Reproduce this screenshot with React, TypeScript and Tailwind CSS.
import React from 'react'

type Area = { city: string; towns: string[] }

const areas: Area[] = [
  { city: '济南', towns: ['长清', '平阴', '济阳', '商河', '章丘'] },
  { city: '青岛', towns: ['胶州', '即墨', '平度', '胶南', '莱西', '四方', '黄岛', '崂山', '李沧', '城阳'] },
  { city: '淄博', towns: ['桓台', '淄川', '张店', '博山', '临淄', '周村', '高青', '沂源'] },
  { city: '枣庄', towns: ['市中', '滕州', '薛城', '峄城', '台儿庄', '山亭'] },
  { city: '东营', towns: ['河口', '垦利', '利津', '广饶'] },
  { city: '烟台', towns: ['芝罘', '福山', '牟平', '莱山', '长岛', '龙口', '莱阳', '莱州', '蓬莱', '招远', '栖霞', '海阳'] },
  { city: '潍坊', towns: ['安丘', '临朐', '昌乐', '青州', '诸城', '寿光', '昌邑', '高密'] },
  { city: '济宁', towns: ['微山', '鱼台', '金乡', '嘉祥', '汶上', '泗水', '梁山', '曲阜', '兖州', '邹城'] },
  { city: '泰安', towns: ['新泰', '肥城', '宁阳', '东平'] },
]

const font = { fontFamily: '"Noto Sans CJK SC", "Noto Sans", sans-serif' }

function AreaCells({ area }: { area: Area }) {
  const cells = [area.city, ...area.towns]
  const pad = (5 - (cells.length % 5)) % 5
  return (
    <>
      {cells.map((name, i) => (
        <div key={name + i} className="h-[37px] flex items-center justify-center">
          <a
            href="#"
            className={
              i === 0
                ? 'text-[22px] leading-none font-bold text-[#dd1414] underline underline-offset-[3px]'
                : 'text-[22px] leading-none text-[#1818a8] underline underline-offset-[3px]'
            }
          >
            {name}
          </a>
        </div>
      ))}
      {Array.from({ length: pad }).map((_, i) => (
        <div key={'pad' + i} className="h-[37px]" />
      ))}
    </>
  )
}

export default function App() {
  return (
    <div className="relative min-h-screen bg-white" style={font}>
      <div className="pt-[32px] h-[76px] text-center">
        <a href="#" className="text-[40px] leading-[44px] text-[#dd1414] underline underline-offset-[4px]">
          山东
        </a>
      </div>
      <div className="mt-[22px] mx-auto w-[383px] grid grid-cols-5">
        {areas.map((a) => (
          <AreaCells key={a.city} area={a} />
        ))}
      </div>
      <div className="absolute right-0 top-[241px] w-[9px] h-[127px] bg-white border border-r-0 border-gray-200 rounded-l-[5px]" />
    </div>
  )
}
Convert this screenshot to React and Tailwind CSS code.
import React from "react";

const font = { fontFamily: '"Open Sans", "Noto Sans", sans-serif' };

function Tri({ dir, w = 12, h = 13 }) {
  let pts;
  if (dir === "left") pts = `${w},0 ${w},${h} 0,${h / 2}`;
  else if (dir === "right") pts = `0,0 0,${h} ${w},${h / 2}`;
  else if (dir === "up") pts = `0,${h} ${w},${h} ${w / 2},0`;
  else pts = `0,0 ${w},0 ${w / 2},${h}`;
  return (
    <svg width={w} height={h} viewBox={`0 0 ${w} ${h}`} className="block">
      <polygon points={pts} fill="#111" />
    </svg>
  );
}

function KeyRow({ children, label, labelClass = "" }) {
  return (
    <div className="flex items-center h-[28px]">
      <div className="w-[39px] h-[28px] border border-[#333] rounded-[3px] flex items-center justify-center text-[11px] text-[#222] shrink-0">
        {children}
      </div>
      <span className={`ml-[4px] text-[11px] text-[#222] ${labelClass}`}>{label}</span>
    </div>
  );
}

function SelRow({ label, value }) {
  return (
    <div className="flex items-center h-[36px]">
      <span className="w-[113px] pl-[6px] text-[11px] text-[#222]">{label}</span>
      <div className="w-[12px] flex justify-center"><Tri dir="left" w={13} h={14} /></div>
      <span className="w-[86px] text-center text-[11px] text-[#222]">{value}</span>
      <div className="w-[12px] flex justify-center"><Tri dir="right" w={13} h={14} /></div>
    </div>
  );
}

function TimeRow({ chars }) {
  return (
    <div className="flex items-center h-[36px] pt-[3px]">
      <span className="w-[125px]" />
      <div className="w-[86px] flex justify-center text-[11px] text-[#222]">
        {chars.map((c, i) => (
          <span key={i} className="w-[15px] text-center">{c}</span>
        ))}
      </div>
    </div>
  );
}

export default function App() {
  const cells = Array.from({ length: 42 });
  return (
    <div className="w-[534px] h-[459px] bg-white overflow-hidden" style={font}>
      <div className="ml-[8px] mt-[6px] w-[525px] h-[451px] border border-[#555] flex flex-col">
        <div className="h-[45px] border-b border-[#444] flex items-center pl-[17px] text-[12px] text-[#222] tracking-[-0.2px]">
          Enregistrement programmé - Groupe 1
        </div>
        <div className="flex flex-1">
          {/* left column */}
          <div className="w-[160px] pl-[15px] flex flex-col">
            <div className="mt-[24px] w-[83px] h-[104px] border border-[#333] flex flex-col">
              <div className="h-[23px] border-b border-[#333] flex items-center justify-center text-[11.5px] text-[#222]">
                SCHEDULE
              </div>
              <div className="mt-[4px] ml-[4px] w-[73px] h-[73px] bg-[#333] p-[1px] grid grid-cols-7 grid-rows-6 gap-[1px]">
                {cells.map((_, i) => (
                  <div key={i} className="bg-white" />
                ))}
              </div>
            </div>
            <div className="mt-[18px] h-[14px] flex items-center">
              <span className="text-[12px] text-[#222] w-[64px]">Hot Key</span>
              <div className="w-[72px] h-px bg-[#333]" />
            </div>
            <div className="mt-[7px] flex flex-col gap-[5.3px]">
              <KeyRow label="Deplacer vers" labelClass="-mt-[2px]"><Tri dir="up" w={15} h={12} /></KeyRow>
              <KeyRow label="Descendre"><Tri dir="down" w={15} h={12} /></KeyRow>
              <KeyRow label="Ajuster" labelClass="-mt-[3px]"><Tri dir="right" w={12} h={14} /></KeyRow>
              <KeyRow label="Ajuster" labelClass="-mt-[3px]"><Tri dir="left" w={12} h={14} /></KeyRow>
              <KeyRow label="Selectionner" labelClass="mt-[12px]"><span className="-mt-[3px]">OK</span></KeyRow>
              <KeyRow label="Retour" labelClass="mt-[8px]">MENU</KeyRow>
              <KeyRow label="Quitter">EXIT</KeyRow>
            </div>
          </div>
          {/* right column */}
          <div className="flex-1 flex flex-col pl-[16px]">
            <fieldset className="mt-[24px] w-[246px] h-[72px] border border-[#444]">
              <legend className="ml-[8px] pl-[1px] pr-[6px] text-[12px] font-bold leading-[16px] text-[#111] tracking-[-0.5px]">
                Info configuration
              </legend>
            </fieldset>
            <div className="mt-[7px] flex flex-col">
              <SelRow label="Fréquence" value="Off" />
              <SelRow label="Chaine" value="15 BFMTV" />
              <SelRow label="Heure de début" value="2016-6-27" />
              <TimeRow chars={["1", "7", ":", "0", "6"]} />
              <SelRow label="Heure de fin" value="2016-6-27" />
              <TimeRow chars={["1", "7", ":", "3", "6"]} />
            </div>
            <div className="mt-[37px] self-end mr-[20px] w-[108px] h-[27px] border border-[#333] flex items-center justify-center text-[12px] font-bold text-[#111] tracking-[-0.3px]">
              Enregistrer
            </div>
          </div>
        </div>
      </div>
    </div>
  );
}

##########

Print the entries exactly. Include every one.

■ THE SOLUTION
Reproduce this screenshot with React, TypeScript and Tailwind CSS.
import React from 'react'

type Area = { city: string; towns: string[] }

const areas: Area[] = [
  { city: '济南', towns: ['长清', '平阴', '济阳', '商河', '章丘'] },
  { city: '青岛', towns: ['胶州', '即墨', '平度', '胶南', '莱西', '四方', '黄岛', '崂山', '李沧', '城阳'] },
  { city: '淄博', towns: ['桓台', '淄川', '张店', '博山', '临淄', '周村', '高青', '沂源'] },
  { city: '枣庄', towns: ['市中', '滕州', '薛城', '峄城', '台儿庄', '山亭'] },
  { city: '东营', towns: ['河口', '垦利', '利津', '广饶'] },
  { city: '烟台', towns: ['芝罘', '福山', '牟平', '莱山', '长岛', '龙口', '莱阳', '莱州', '蓬莱', '招远', '栖霞', '海阳'] },
  { city: '潍坊', towns: ['安丘', '临朐', '昌乐', '青州', '诸城', '寿光', '昌邑', '高密'] },
  { city: '济宁', towns: ['微山', '鱼台', '金乡', '嘉祥', '汶上', '泗水', '梁山', '曲阜', '兖州', '邹城'] },
  { city: '泰安', towns: ['新泰', '肥城', '宁阳', '东平'] },
]

const font = { fontFamily: '"Noto Sans CJK SC", "Noto Sans", sans-serif' }

function AreaCells({ area }: { area: Area }) {
  const cells = [area.city, ...area.towns]
  const pad = (5 - (cells.length % 5)) % 5
  return (
    <>
      {cells.map((name, i) => (
        <div key={name + i} className="h-[37px] flex items-center justify-center">
          <a
            href="#"
            className={
              i === 0
                ? 'text-[22px] leading-none font-bold text-[#dd1414] underline underline-offset-[3px]'
                : 'text-[22px] leading-none text-[#1818a8] underline underline-offset-[3px]'
            }
          >
            {name}
          </a>
        </div>
      ))}
      {Array.from({ length: pad }).map((_, i) => (
        <div key={'pad' + i} className="h-[37px]" />
      ))}
    </>
  )
}

export default function App() {
  return (
    <div className="relative min-h-screen bg-white" style={font}>
      <div className="pt-[32px] h-[76px] text-center">
        <a href="#" className="text-[40px] leading-[44px] text-[#dd1414] underline underline-offset-[4px]">
          山东
        </a>
      </div>
      <div className="mt-[22px] mx-auto w-[383px] grid grid-cols-5">
        {areas.map((a) => (
          <AreaCells key={a.city} area={a} />
        ))}
      </div>
      <div className="absolute right-0 top-[241px] w-[9px] h-[127px] bg-white border border-r-0 border-gray-200 rounded-l-[5px]" />
    </div>
  )
}
Convert this screenshot to React and Tailwind CSS code.
import React from "react";

const font = { fontFamily: '"Open Sans", "Noto Sans", sans-serif' };

function Tri({ dir, w = 12, h = 13 }) {
  let pts;
  if (dir === "left") pts = `${w},0 ${w},${h} 0,${h / 2}`;
  else if (dir === "right") pts = `0,0 0,${h} ${w},${h / 2}`;
  else if (dir === "up") pts = `0,${h} ${w},${h} ${w / 2},0`;
  else pts = `0,0 ${w},0 ${w / 2},${h}`;
  return (
    <svg width={w} height={h} viewBox={`0 0 ${w} ${h}`} className="block">
      <polygon points={pts} fill="#111" />
    </svg>
  );
}

function KeyRow({ children, label, labelClass = "" }) {
  return (
    <div className="flex items-center h-[28px]">
      <div className="w-[39px] h-[28px] border border-[#333] rounded-[3px] flex items-center justify-center text-[11px] text-[#222] shrink-0">
        {children}
      </div>
      <span className={`ml-[4px] text-[11px] text-[#222] ${labelClass}`}>{label}</span>
    </div>
  );
}

function SelRow({ label, value }) {
  return (
    <div className="flex items-center h-[36px]">
      <span className="w-[113px] pl-[6px] text-[11px] text-[#222]">{label}</span>
      <div className="w-[12px] flex justify-center"><Tri dir="left" w={13} h={14} /></div>
      <span className="w-[86px] text-center text-[11px] text-[#222]">{value}</span>
      <div className="w-[12px] flex justify-center"><Tri dir="right" w={13} h={14} /></div>
    </div>
  );
}

function TimeRow({ chars }) {
  return (
    <div className="flex items-center h-[36px] pt-[3px]">
      <span className="w-[125px]" />
      <div className="w-[86px] flex justify-center text-[11px] text-[#222]">
        {chars.map((c, i) => (
          <span key={i} className="w-[15px] text-center">{c}</span>
        ))}
      </div>
    </div>
  );
}

export default function App() {
  const cells = Array.from({ length: 42 });
  return (
    <div className="w-[534px] h-[459px] bg-white overflow-hidden" style={font}>
      <div className="ml-[8px] mt-[6px] w-[525px] h-[451px] border border-[#555] flex flex-col">
        <div className="h-[45px] border-b border-[#444] flex items-center pl-[17px] text-[12px] text-[#222] tracking-[-0.2px]">
          Enregistrement programmé - Groupe 1
        </div>
        <div className="flex flex-1">
          {/* left column */}
          <div className="w-[160px] pl-[15px] flex flex-col">
            <div className="mt-[24px] w-[83px] h-[104px] border border-[#333] flex flex-col">
              <div className="h-[23px] border-b border-[#333] flex items-center justify-center text-[11.5px] text-[#222]">
                SCHEDULE
              </div>
              <div className="mt-[4px] ml-[4px] w-[73px] h-[73px] bg-[#333] p-[1px] grid grid-cols-7 grid-rows-6 gap-[1px]">
                {cells.map((_, i) => (
                  <div key={i} className="bg-white" />
                ))}
              </div>
            </div>
            <div className="mt-[18px] h-[14px] flex items-center">
              <span className="text-[12px] text-[#222] w-[64px]">Hot Key</span>
              <div className="w-[72px] h-px bg-[#333]" />
            </div>
            <div className="mt-[7px] flex flex-col gap-[5.3px]">
              <KeyRow label="Deplacer vers" labelClass="-mt-[2px]"><Tri dir="up" w={15} h={12} /></KeyRow>
              <KeyRow label="Descendre"><Tri dir="down" w={15} h={12} /></KeyRow>
              <KeyRow label="Ajuster" labelClass="-mt-[3px]"><Tri dir="right" w={12} h={14} /></KeyRow>
              <KeyRow label="Ajuster" labelClass="-mt-[3px]"><Tri dir="left" w={12} h={14} /></KeyRow>
              <KeyRow label="Selectionner" labelClass="mt-[12px]"><span className="-mt-[3px]">OK</span></KeyRow>
              <KeyRow label="Retour" labelClass="mt-[8px]">MENU</KeyRow>
              <KeyRow label="Quitter">EXIT</KeyRow>
            </div>
          </div>
          {/* right column */}
          <div className="flex-1 flex flex-col pl-[16px]">
            <fieldset className="mt-[24px] w-[246px] h-[72px] border border-[#444]">
              <legend className="ml-[8px] pl-[1px] pr-[6px] text-[12px] font-bold leading-[16px] text-[#111] tracking-[-0.5px]">
                Info configuration
              </legend>
            </fieldset>
            <div className="mt-[7px] flex flex-col">
              <SelRow label="Fréquence" value="Off" />
              <SelRow label="Chaine" value="15 BFMTV" />
              <SelRow label="Heure de début" value="2016-6-27" />
              <TimeRow chars={["1", "7", ":", "0", "6"]} />
              <SelRow label="Heure de fin" value="2016-6-27" />
              <TimeRow chars={["1", "7", ":", "3", "6"]} />
            </div>
            <div className="mt-[37px] self-end mr-[20px] w-[108px] h-[27px] border border-[#333] flex items-center justify-center text-[12px] font-bold text-[#111] tracking-[-0.3px]">
              Enregistrer
            </div>
          </div>
        </div>
      </div>
    </div>
  );
}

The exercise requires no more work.